Exercise task: Will you give the material below again, every line exactly as it is?

[START]

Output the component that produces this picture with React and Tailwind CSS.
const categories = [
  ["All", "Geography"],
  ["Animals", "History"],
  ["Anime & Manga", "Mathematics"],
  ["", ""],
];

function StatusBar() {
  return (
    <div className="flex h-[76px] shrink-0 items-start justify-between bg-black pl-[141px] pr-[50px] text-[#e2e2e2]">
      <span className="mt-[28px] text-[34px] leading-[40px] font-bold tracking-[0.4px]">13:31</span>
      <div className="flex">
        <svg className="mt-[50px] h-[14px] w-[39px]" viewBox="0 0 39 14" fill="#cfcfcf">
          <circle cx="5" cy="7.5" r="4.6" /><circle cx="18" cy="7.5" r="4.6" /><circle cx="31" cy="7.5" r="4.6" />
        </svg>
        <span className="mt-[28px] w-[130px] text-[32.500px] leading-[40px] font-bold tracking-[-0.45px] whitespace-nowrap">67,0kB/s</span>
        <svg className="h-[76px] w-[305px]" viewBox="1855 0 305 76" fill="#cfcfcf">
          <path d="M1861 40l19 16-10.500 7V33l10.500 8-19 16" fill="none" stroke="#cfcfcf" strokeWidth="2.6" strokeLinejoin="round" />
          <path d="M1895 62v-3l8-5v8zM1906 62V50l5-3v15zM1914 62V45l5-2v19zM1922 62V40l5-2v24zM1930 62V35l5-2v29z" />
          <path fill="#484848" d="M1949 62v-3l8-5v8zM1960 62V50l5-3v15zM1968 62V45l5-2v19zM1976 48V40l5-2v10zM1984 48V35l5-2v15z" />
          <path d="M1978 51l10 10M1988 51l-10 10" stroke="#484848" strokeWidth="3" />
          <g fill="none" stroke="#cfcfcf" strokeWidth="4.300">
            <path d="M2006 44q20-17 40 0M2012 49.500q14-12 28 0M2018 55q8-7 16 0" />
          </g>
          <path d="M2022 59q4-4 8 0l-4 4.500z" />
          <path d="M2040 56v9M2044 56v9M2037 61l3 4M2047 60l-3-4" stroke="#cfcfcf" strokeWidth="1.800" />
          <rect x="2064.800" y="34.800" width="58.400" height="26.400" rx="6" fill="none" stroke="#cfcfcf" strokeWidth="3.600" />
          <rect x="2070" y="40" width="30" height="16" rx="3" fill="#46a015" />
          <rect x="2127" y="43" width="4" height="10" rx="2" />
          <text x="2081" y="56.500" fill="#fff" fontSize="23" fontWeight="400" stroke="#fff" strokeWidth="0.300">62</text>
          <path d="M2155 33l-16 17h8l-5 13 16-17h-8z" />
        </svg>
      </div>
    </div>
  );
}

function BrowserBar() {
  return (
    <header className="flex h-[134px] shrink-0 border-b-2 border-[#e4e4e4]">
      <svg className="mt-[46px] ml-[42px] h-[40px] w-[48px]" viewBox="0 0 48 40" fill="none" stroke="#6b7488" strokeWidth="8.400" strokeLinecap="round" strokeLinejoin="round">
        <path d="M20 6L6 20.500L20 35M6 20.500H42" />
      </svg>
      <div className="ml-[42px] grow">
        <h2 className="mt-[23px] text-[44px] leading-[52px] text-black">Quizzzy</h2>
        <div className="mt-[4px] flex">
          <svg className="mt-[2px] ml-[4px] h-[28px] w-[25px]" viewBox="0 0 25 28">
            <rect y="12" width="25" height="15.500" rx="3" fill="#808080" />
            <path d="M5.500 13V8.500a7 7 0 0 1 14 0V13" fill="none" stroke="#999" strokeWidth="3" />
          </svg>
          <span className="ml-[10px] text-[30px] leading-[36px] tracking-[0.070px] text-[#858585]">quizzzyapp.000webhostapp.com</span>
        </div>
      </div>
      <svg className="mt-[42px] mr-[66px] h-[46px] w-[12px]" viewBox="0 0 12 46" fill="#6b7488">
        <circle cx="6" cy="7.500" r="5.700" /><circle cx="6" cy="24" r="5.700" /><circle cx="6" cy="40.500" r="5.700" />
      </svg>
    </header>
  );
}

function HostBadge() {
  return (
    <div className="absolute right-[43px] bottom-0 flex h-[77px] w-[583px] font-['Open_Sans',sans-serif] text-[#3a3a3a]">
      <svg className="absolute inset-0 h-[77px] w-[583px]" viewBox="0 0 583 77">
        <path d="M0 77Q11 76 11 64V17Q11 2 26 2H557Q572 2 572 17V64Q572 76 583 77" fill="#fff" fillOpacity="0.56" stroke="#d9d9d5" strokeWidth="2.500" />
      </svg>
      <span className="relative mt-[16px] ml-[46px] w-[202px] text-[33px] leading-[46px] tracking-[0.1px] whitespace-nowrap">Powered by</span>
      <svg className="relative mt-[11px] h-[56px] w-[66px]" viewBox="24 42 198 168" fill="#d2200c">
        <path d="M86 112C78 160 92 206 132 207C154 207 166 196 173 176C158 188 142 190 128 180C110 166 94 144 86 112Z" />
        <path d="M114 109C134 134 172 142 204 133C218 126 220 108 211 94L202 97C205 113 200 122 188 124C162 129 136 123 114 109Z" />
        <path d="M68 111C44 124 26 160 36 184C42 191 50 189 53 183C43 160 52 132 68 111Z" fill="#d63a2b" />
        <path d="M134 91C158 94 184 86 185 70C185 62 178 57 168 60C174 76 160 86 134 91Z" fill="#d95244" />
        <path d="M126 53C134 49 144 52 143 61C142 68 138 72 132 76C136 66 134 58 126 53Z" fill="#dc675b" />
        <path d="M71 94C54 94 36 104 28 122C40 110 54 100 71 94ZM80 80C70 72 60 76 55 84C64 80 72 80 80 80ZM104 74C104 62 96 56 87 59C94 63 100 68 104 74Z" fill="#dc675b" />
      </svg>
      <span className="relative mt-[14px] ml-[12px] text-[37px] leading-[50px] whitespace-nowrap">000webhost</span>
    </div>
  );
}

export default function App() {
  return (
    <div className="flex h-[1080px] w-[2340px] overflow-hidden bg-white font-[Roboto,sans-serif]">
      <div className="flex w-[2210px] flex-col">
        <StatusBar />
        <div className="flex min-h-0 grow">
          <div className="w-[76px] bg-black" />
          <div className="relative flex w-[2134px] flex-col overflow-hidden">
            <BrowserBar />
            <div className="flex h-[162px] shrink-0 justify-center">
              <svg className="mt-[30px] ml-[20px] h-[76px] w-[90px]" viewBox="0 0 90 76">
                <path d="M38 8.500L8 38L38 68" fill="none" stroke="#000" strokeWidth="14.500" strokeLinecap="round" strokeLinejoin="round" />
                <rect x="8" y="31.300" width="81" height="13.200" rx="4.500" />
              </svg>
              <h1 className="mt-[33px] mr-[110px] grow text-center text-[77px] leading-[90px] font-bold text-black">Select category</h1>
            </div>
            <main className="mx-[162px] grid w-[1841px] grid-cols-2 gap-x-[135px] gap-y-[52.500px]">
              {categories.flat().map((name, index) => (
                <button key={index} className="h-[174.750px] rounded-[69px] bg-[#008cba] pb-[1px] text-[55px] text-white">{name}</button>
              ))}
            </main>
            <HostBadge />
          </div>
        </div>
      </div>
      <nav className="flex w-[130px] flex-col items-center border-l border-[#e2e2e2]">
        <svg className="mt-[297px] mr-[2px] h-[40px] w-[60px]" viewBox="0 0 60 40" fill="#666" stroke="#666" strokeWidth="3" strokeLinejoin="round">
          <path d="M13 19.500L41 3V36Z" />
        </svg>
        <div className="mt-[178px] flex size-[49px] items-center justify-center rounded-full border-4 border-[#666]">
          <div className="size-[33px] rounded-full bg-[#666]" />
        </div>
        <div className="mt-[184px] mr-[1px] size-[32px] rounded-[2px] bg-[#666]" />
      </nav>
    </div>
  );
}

[END]

Response below:
Output the component that produces this picture with React and Tailwind CSS.
const categories = [
  ["All", "Geography"],
  ["Animals", "History"],
  ["Anime & Manga", "Mathematics"],
  ["", ""],
];

function StatusBar() {
  return (
    <div className="flex h-[76px] shrink-0 items-start justify-between bg-black pl-[141px] pr-[50px] text-[#e2e2e2]">
      <span className="mt-[28px] text-[34px] leading-[40px] font-bold tracking-[0.4px]">13:31</span>
      <div className="flex">
        <svg className="mt-[50px] h-[14px] w-[39px]" viewBox="0 0 39 14" fill="#cfcfcf">
          <circle cx="5" cy="7.5" r="4.6" /><circle cx="18" cy="7.5" r="4.6" /><circle cx="31" cy="7.5" r="4.6" />
        </svg>
        <span className="mt-[28px] w-[130px] text-[32.500px] leading-[40px] font-bold tracking-[-0.45px] whitespace-nowrap">67,0kB/s</span>
        <svg className="h-[76px] w-[305px]" viewBox="1855 0 305 76" fill="#cfcfcf">
          <path d="M1861 40l19 16-10.500 7V33l10.500 8-19 16" fill="none" stroke="#cfcfcf" strokeWidth="2.6" strokeLinejoin="round" />
          <path d="M1895 62v-3l8-5v8zM1906 62V50l5-3v15zM1914 62V45l5-2v19zM1922 62V40l5-2v24zM1930 62V35l5-2v29z" />
          <path fill="#484848" d="M1949 62v-3l8-5v8zM1960 62V50l5-3v15zM1968 62V45l5-2v19zM1976 48V40l5-2v10zM1984 48V35l5-2v15z" />
          <path d="M1978 51l10 10M1988 51l-10 10" stroke="#484848" strokeWidth="3" />
          <g fill="none" stroke="#cfcfcf" strokeWidth="4.300">
            <path d="M2006 44q20-17 40 0M2012 49.500q14-12 28 0M2018 55q8-7 16 0" />
          </g>
          <path d="M2022 59q4-4 8 0l-4 4.500z" />
          <path d="M2040 56v9M2044 56v9M2037 61l3 4M2047 60l-3-4" stroke="#cfcfcf" strokeWidth="1.800" />
          <rect x="2064.800" y="34.800" width="58.400" height="26.400" rx="6" fill="none" stroke="#cfcfcf" strokeWidth="3.600" />
          <rect x="2070" y="40" width="30" height="16" rx="3" fill="#46a015" />
          <rect x="2127" y="43" width="4" height="10" rx="2" />
          <text x="2081" y="56.500" fill="#fff" fontSize="23" fontWeight="400" stroke="#fff" strokeWidth="0.300">62</text>
          <path d="M2155 33l-16 17h8l-5 13 16-17h-8z" />
        </svg>
      </div>
    </div>
  );
}

function BrowserBar() {
  return (
    <header className="flex h-[134px] shrink-0 border-b-2 border-[#e4e4e4]">
      <svg className="mt-[46px] ml-[42px] h-[40px] w-[48px]" viewBox="0 0 48 40" fill="none" stroke="#6b7488" strokeWidth="8.400" strokeLinecap="round" strokeLinejoin="round">
        <path d="M20 6L6 20.500L20 35M6 20.500H42" />
      </svg>
      <div className="ml-[42px] grow">
        <h2 className="mt-[23px] text-[44px] leading-[52px] text-black">Quizzzy</h2>
        <div className="mt-[4px] flex">
          <svg className="mt-[2px] ml-[4px] h-[28px] w-[25px]" viewBox="0 0 25 28">
            <rect y="12" width="25" height="15.500" rx="3" fill="#808080" />
            <path d="M5.500 13V8.500a7 7 0 0 1 14 0V13" fill="none" stroke="#999" strokeWidth="3" />
          </svg>
          <span className="ml-[10px] text-[30px] leading-[36px] tracking-[0.070px] text-[#858585]">quizzzyapp.000webhostapp.com</span>
        </div>
      </div>
      <svg className="mt-[42px] mr-[66px] h-[46px] w-[12px]" viewBox="0 0 12 46" fill="#6b7488">
        <circle cx="6" cy="7.500" r="5.700" /><circle cx="6" cy="24" r="5.700" /><circle cx="6" cy="40.500" r="5.700" />
      </svg>
    </header>
  );
}

function HostBadge() {
  return (
    <div className="absolute right-[43px] bottom-0 flex h-[77px] w-[583px] font-['Open_Sans',sans-serif] text-[#3a3a3a]">
      <svg className="absolute inset-0 h-[77px] w-[583px]" viewBox="0 0 583 77">
        <path d="M0 77Q11 76 11 64V17Q11 2 26 2H557Q572 2 572 17V64Q572 76 583 77" fill="#fff" fillOpacity="0.56" stroke="#d9d9d5" strokeWidth="2.500" />
      </svg>
      <span className="relative mt-[16px] ml-[46px] w-[202px] text-[33px] leading-[46px] tracking-[0.1px] whitespace-nowrap">Powered by</span>
      <svg className="relative mt-[11px] h-[56px] w-[66px]" viewBox="24 42 198 168" fill="#d2200c">
        <path d="M86 112C78 160 92 206 132 207C154 207 166 196 173 176C158 188 142 190 128 180C110 166 94 144 86 112Z" />
        <path d="M114 109C134 134 172 142 204 133C218 126 220 108 211 94L202 97C205 113 200 122 188 124C162 129 136 123 114 109Z" />
        <path d="M68 111C44 124 26 160 36 184C42 191 50 189 53 183C43 160 52 132 68 111Z" fill="#d63a2b" />
        <path d="M134 91C158 94 184 86 185 70C185 62 178 57 168 60C174 76 160 86 134 91Z" fill="#d95244" />
        <path d="M126 53C134 49 144 52 143 61C142 68 138 72 132 76C136 66 134 58 126 53Z" fill="#dc675b" />
        <path d="M71 94C54 94 36 104 28 122C40 110 54 100 71 94ZM80 80C70 72 60 76 55 84C64 80 72 80 80 80ZM104 74C104 62 96 56 87 59C94 63 100 68 104 74Z" fill="#dc675b" />
      </svg>
      <span className="relative mt-[14px] ml-[12px] text-[37px] leading-[50px] whitespace-nowrap">000webhost</span>
    </div>
  );
}

export default function App() {
  return (
    <div className="flex h-[1080px] w-[2340px] overflow-hidden bg-white font-[Roboto,sans-serif]">
      <div className="flex w-[2210px] flex-col">
        <StatusBar />
        <div className="flex min-h-0 grow">
          <div className="w-[76px] bg-black" />
          <div className="relative flex w-[2134px] flex-col overflow-hidden">
            <BrowserBar />
            <div className="flex h-[162px] shrink-0 justify-center">
              <svg className="mt-[30px] ml-[20px] h-[76px] w-[90px]" viewBox="0 0 90 76">
                <path d="M38 8.500L8 38L38 68" fill="none" stroke="#000" strokeWidth="14.500" strokeLinecap="round" strokeLinejoin="round" />
                <rect x="8" y="31.300" width="81" height="13.200" rx="4.500" />
              </svg>
              <h1 className="mt-[33px] mr-[110px] grow text-center text-[77px] leading-[90px] font-bold text-black">Select category</h1>
            </div>
            <main className="mx-[162px] grid w-[1841px] grid-cols-2 gap-x-[135px] gap-y-[52.500px]">
              {categories.flat().map((name, index) => (
                <button key={index} className="h-[174.750px] rounded-[69px] bg-[#008cba] pb-[1px] text-[55px] text-white">{name}</button>
              ))}
            </main>
            <HostBadge />
          </div>
        </div>
      </div>
      <nav className="flex w-[130px] flex-col items-center border-l border-[#e2e2e2]">
        <svg className="mt-[297px] mr-[2px] h-[40px] w-[60px]" viewBox="0 0 60 40" fill="#666" stroke="#666" strokeWidth="3" strokeLinejoin="round">
          <path d="M13 19.500L41 3V36Z" />
        </svg>
        <div className="mt-[178px] flex size-[49px] items-center justify-center rounded-full border-4 border-[#666]">
          <div className="size-[33px] rounded-full bg-[#666]" />
        </div>
        <div className="mt-[184px] mr-[1px] size-[32px] rounded-[2px] bg-[#666]" />
      </nav>
    </div>
  );
}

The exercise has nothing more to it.